RECORDED INFORMATION
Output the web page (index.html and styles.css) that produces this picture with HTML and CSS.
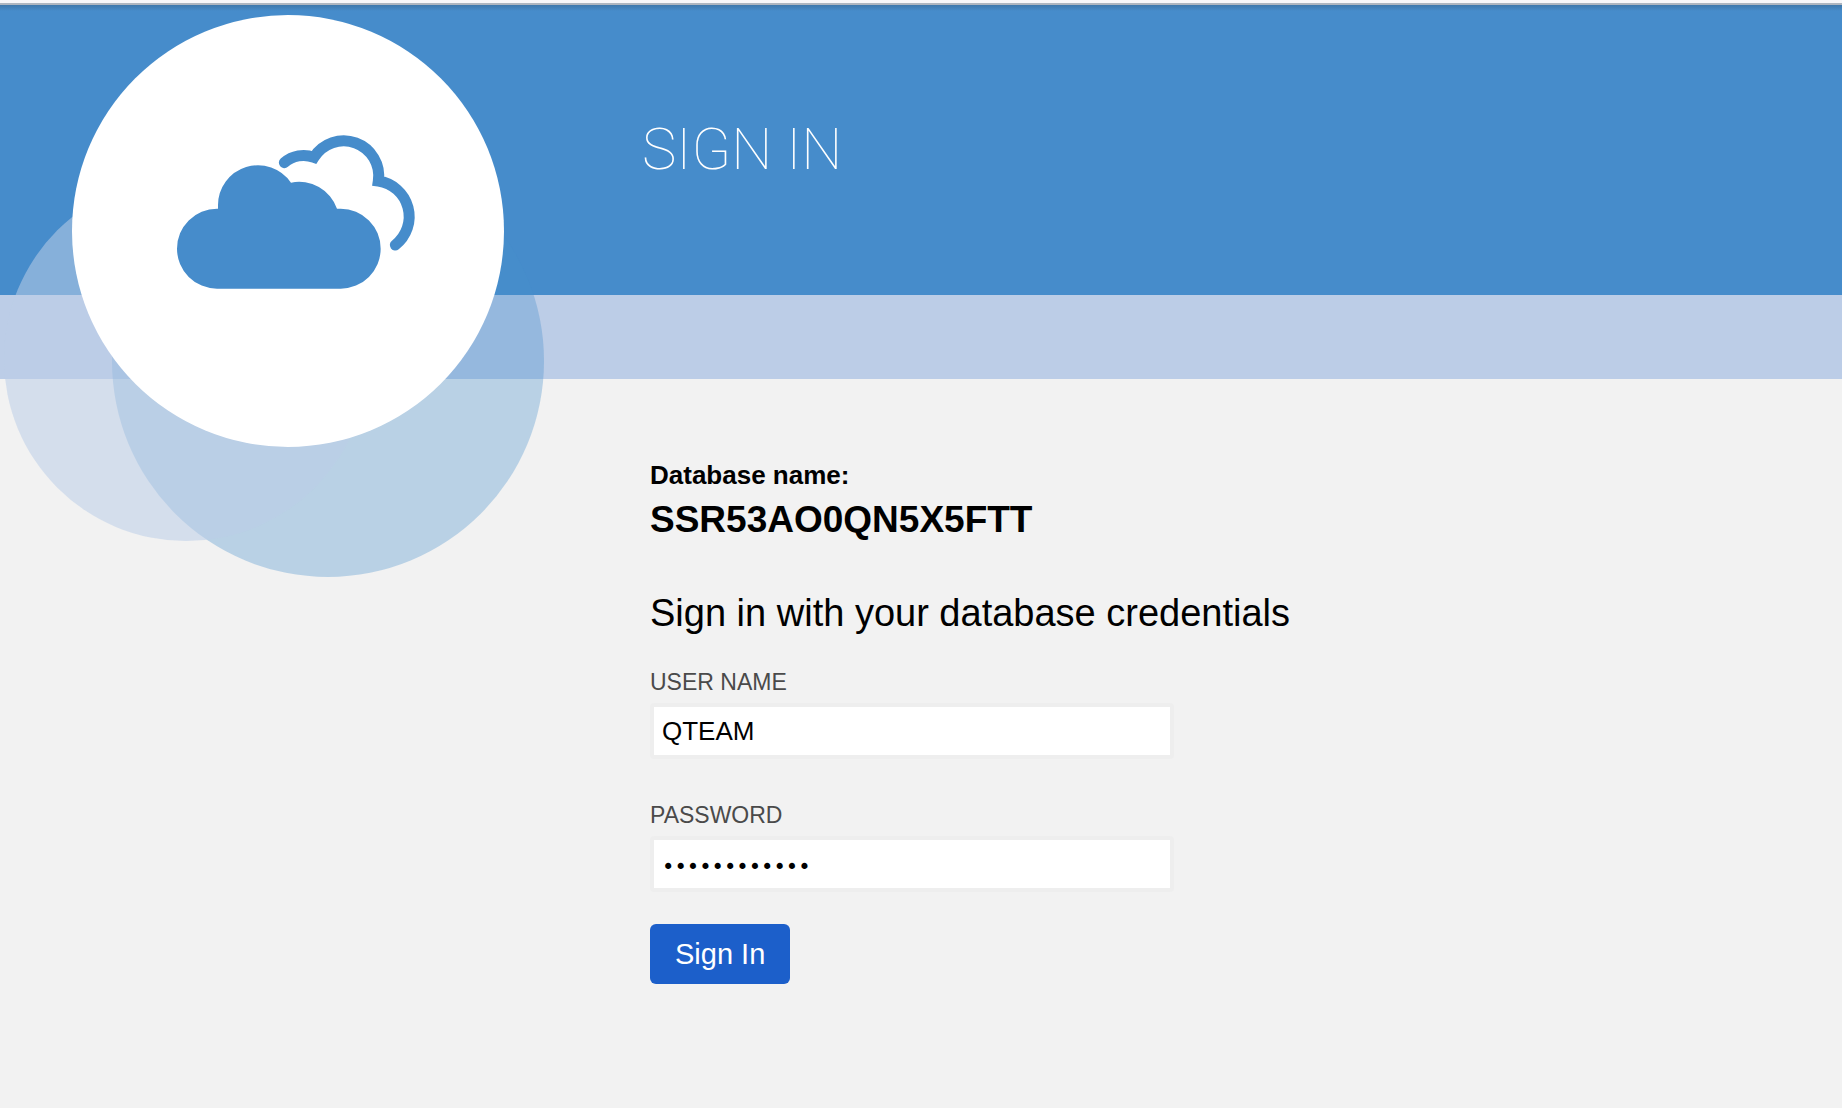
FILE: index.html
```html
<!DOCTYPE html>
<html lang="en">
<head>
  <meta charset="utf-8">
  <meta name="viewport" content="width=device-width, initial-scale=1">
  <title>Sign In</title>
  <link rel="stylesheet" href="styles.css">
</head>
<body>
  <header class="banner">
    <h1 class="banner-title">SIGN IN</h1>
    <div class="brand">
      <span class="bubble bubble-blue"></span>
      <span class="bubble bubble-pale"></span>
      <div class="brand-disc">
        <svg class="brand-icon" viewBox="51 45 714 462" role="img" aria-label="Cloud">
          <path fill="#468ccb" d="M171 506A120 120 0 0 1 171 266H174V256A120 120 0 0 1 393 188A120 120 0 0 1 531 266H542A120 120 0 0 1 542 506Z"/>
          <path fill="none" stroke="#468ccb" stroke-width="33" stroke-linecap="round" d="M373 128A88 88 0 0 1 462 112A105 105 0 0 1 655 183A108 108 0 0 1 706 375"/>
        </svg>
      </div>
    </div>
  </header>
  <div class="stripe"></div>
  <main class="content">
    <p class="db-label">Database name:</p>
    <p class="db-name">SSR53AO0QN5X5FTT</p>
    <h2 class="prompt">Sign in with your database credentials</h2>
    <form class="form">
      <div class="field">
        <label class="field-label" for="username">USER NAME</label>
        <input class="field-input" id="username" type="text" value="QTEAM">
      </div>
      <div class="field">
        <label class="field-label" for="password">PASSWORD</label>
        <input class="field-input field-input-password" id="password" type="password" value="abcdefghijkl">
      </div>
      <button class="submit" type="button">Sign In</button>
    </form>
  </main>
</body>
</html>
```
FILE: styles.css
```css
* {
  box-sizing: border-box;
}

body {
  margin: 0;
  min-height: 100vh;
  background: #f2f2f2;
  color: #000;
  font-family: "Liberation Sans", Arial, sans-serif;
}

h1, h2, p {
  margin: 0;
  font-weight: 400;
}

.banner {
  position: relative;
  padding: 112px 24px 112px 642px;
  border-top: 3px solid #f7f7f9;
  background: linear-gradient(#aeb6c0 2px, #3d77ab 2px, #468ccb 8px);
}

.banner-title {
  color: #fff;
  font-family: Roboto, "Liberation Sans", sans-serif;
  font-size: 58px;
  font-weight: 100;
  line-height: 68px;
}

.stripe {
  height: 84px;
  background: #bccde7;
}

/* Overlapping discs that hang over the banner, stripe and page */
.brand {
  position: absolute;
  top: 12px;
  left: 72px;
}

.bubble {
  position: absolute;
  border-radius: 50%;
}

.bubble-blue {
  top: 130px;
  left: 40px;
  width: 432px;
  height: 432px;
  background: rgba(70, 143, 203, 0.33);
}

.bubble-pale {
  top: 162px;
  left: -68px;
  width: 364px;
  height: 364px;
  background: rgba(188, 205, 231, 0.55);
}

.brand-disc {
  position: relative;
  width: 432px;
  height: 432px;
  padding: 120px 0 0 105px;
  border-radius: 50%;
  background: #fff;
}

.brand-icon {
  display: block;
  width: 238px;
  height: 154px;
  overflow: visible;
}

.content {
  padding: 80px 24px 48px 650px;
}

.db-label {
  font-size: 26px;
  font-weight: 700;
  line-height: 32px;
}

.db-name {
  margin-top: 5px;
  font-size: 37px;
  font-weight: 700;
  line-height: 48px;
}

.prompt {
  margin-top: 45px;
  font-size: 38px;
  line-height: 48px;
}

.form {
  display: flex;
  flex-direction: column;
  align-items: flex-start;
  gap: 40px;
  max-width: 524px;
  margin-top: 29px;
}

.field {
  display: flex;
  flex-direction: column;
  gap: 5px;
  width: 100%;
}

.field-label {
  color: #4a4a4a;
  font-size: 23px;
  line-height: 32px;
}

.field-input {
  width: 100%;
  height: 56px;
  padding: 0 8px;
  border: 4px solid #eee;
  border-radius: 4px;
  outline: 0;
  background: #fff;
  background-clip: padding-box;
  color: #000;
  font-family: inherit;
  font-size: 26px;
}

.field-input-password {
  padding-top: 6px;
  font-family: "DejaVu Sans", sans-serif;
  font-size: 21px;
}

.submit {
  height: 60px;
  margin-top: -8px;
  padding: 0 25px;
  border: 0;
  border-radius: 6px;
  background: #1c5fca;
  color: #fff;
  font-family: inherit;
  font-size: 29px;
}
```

OBJECTIVE
Transcribe the material exactly, leaving every picture out.

ANSWER TO THE TASK
Output the web page (index.html and styles.css) that produces this picture with HTML and CSS.
FILE: index.html
```html
<!DOCTYPE html>
<html lang="en">
<head>
  <meta charset="utf-8">
  <meta name="viewport" content="width=device-width, initial-scale=1">
  <title>Sign In</title>
  <link rel="stylesheet" href="styles.css">
</head>
<body>
  <header class="banner">
    <h1 class="banner-title">SIGN IN</h1>
    <div class="brand">
      <span class="bubble bubble-blue"></span>
      <span class="bubble bubble-pale"></span>
      <div class="brand-disc">
        <svg class="brand-icon" viewBox="51 45 714 462" role="img" aria-label="Cloud">
          <path fill="#468ccb" d="M171 506A120 120 0 0 1 171 266H174V256A120 120 0 0 1 393 188A120 120 0 0 1 531 266H542A120 120 0 0 1 542 506Z"/>
          <path fill="none" stroke="#468ccb" stroke-width="33" stroke-linecap="round" d="M373 128A88 88 0 0 1 462 112A105 105 0 0 1 655 183A108 108 0 0 1 706 375"/>
        </svg>
      </div>
    </div>
  </header>
  <div class="stripe"></div>
  <main class="content">
    <p class="db-label">Database name:</p>
    <p class="db-name">SSR53AO0QN5X5FTT</p>
    <h2 class="prompt">Sign in with your database credentials</h2>
    <form class="form">
      <div class="field">
        <label class="field-label" for="username">USER NAME</label>
        <input class="field-input" id="username" type="text" value="QTEAM">
      </div>
      <div class="field">
        <label class="field-label" for="password">PASSWORD</label>
        <input class="field-input field-input-password" id="password" type="password" value="abcdefghijkl">
      </div>
      <button class="submit" type="button">Sign In</button>
    </form>
  </main>
</body>
</html>
```
FILE: styles.css
```css
* {
  box-sizing: border-box;
}

body {
  margin: 0;
  min-height: 100vh;
  background: #f2f2f2;
  color: #000;
  font-family: "Liberation Sans", Arial, sans-serif;
}

h1, h2, p {
  margin: 0;
  font-weight: 400;
}

.banner {
  position: relative;
  padding: 112px 24px 112px 642px;
  border-top: 3px solid #f7f7f9;
  background: linear-gradient(#aeb6c0 2px, #3d77ab 2px, #468ccb 8px);
}

.banner-title {
  color: #fff;
  font-family: Roboto, "Liberation Sans", sans-serif;
  font-size: 58px;
  font-weight: 100;
  line-height: 68px;
}

.stripe {
  height: 84px;
  background: #bccde7;
}

/* Overlapping discs that hang over the banner, stripe and page */
.brand {
  position: absolute;
  top: 12px;
  left: 72px;
}

.bubble {
  position: absolute;
  border-radius: 50%;
}

.bubble-blue {
  top: 130px;
  left: 40px;
  width: 432px;
  height: 432px;
  background: rgba(70, 143, 203, 0.33);
}

.bubble-pale {
  top: 162px;
  left: -68px;
  width: 364px;
  height: 364px;
  background: rgba(188, 205, 231, 0.55);
}

.brand-disc {
  position: relative;
  width: 432px;
  height: 432px;
  padding: 120px 0 0 105px;
  border-radius: 50%;
  background: #fff;
}

.brand-icon {
  display: block;
  width: 238px;
  height: 154px;
  overflow: visible;
}

.content {
  padding: 80px 24px 48px 650px;
}

.db-label {
  font-size: 26px;
  font-weight: 700;
  line-height: 32px;
}

.db-name {
  margin-top: 5px;
  font-size: 37px;
  font-weight: 700;
  line-height: 48px;
}

.prompt {
  margin-top: 45px;
  font-size: 38px;
  line-height: 48px;
}

.form {
  display: flex;
  flex-direction: column;
  align-items: flex-start;
  gap: 40px;
  max-width: 524px;
  margin-top: 29px;
}

.field {
  display: flex;
  flex-direction: column;
  gap: 5px;
  width: 100%;
}

.field-label {
  color: #4a4a4a;
  font-size: 23px;
  line-height: 32px;
}

.field-input {
  width: 100%;
  height: 56px;
  padding: 0 8px;
  border: 4px solid #eee;
  border-radius: 4px;
  outline: 0;
  background: #fff;
  background-clip: padding-box;
  color: #000;
  font-family: inherit;
  font-size: 26px;
}

.field-input-password {
  padding-top: 6px;
  font-family: "DejaVu Sans", sans-serif;
  font-size: 21px;
}

.submit {
  height: 60px;
  margin-top: -8px;
  padding: 0 25px;
  border: 0;
  border-radius: 6px;
  background: #1c5fca;
  color: #fff;
  font-family: inherit;
  font-size: 29px;
}
```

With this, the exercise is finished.